Differentiate the Great From The Good
Not every well-known brand is worth learning from. What makes a brand identity example genuinely useful is strategic coherence across all three layers: visual, verbal, and positional.
Sure. Great brand identity design examples are visually impressive. But they also need to be extremely precise. Every decision should connect back to a clear audience, a clear positioning, and a clear emotional territory the brand has chosen to own.
That is the lens we use for every brand below.
Mailchimp: Verbal Identity Done With Surgical Precision
The decision: Define the brand voice with enough specificity that it cannot drift.

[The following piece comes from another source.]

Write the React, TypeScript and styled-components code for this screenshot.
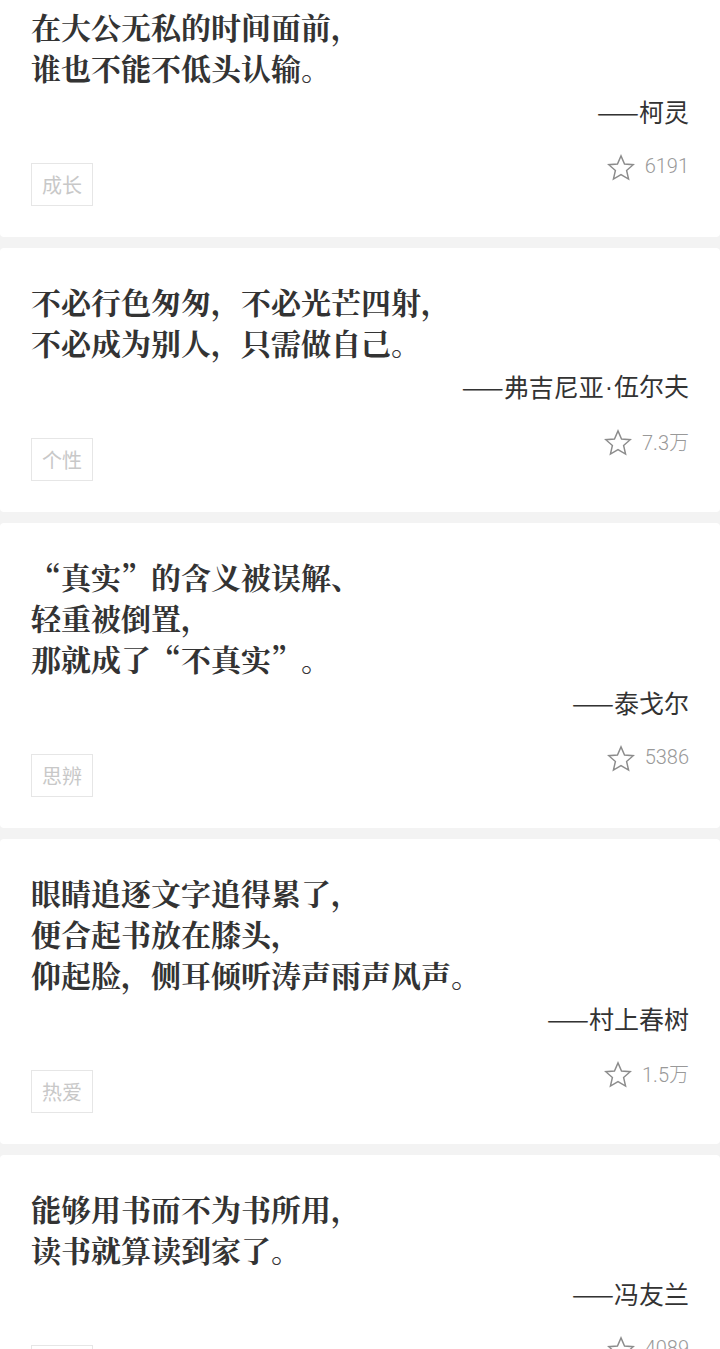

Mailchimp went the opposite direction, defining their voice as plainspoken, genuine, and a translator, while also allowing for a dry sense of humor. That description is specific enough to guide actual writing decisions.
It is not "friendly" or "approachable," two words that mean nothing in practice. It tells a writer exactly what register to operate in and gives them permission to be human without being unprofessional.
They applied this across every context, from customer service emails to in-app error messages. That consistency is what built the trust that made Mailchimp's brand feel distinct from every other tool in their category.
The strategic insight here is not the voice itself. It is the level of definition. Vague voice guidelines produce inconsistent writing. Precise ones produce a brand that sounds like a person, not a company.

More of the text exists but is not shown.